- Exercise
Make an exact copy of all the material below, apart from the pictures.

[Start of Information supplied]

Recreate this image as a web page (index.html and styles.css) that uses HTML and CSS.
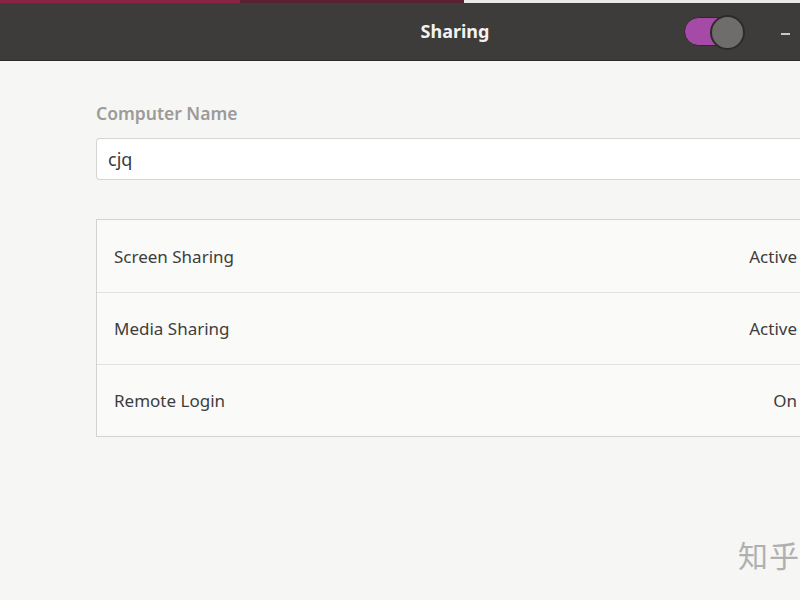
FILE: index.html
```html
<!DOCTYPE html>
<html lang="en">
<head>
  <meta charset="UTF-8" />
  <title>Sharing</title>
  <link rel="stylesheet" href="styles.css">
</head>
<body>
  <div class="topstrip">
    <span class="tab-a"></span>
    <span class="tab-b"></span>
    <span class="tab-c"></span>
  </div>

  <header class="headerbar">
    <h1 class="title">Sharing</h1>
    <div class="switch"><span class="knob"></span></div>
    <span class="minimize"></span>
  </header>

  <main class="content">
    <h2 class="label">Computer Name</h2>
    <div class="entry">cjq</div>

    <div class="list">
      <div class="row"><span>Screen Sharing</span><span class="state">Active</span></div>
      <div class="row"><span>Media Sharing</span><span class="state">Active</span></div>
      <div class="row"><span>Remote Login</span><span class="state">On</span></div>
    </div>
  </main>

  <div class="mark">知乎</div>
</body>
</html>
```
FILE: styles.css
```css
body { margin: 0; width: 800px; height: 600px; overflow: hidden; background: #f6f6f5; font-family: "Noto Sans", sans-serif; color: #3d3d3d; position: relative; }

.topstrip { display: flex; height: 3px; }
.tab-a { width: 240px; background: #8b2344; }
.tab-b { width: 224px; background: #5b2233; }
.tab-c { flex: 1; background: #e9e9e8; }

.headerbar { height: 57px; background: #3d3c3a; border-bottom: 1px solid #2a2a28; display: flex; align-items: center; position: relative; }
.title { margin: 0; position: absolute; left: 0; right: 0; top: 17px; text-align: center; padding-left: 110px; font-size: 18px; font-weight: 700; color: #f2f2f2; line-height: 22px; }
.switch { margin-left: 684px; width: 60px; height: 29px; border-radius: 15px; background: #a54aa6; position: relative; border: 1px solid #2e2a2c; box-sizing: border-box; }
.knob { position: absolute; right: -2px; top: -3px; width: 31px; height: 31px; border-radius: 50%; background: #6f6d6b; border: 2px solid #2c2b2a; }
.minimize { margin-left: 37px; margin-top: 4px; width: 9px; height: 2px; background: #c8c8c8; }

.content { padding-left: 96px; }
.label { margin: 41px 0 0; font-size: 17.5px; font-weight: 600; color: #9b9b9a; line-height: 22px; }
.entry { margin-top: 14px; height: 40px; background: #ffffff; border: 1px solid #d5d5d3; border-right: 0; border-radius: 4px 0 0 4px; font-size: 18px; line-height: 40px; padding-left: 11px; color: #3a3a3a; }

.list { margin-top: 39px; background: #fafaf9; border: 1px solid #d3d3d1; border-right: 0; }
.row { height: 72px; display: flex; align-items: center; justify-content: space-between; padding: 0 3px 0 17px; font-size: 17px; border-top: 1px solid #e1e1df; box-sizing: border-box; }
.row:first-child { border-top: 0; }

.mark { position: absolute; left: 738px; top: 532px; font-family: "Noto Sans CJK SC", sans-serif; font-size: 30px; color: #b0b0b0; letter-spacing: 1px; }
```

[End of Information supplied]

- The solution
Recreate this image as a web page (index.html and styles.css) that uses HTML and CSS.
FILE: index.html
```html
<!DOCTYPE html>
<html lang="en">
<head>
  <meta charset="UTF-8" />
  <title>Sharing</title>
  <link rel="stylesheet" href="styles.css">
</head>
<body>
  <div class="topstrip">
    <span class="tab-a"></span>
    <span class="tab-b"></span>
    <span class="tab-c"></span>
  </div>

  <header class="headerbar">
    <h1 class="title">Sharing</h1>
    <div class="switch"><span class="knob"></span></div>
    <span class="minimize"></span>
  </header>

  <main class="content">
    <h2 class="label">Computer Name</h2>
    <div class="entry">cjq</div>

    <div class="list">
      <div class="row"><span>Screen Sharing</span><span class="state">Active</span></div>
      <div class="row"><span>Media Sharing</span><span class="state">Active</span></div>
      <div class="row"><span>Remote Login</span><span class="state">On</span></div>
    </div>
  </main>

  <div class="mark">知乎</div>
</body>
</html>
```
FILE: styles.css
```css
body { margin: 0; width: 800px; height: 600px; overflow: hidden; background: #f6f6f5; font-family: "Noto Sans", sans-serif; color: #3d3d3d; position: relative; }

.topstrip { display: flex; height: 3px; }
.tab-a { width: 240px; background: #8b2344; }
.tab-b { width: 224px; background: #5b2233; }
.tab-c { flex: 1; background: #e9e9e8; }

.headerbar { height: 57px; background: #3d3c3a; border-bottom: 1px solid #2a2a28; display: flex; align-items: center; position: relative; }
.title { margin: 0; position: absolute; left: 0; right: 0; top: 17px; text-align: center; padding-left: 110px; font-size: 18px; font-weight: 700; color: #f2f2f2; line-height: 22px; }
.switch { margin-left: 684px; width: 60px; height: 29px; border-radius: 15px; background: #a54aa6; position: relative; border: 1px solid #2e2a2c; box-sizing: border-box; }
.knob { position: absolute; right: -2px; top: -3px; width: 31px; height: 31px; border-radius: 50%; background: #6f6d6b; border: 2px solid #2c2b2a; }
.minimize { margin-left: 37px; margin-top: 4px; width: 9px; height: 2px; background: #c8c8c8; }

.content { padding-left: 96px; }
.label { margin: 41px 0 0; font-size: 17.5px; font-weight: 600; color: #9b9b9a; line-height: 22px; }
.entry { margin-top: 14px; height: 40px; background: #ffffff; border: 1px solid #d5d5d3; border-right: 0; border-radius: 4px 0 0 4px; font-size: 18px; line-height: 40px; padding-left: 11px; color: #3a3a3a; }

.list { margin-top: 39px; background: #fafaf9; border: 1px solid #d3d3d1; border-right: 0; }
.row { height: 72px; display: flex; align-items: center; justify-content: space-between; padding: 0 3px 0 17px; font-size: 17px; border-top: 1px solid #e1e1df; box-sizing: border-box; }
.row:first-child { border-top: 0; }

.mark { position: absolute; left: 738px; top: 532px; font-family: "Noto Sans CJK SC", sans-serif; font-size: 30px; color: #b0b0b0; letter-spacing: 1px; }
```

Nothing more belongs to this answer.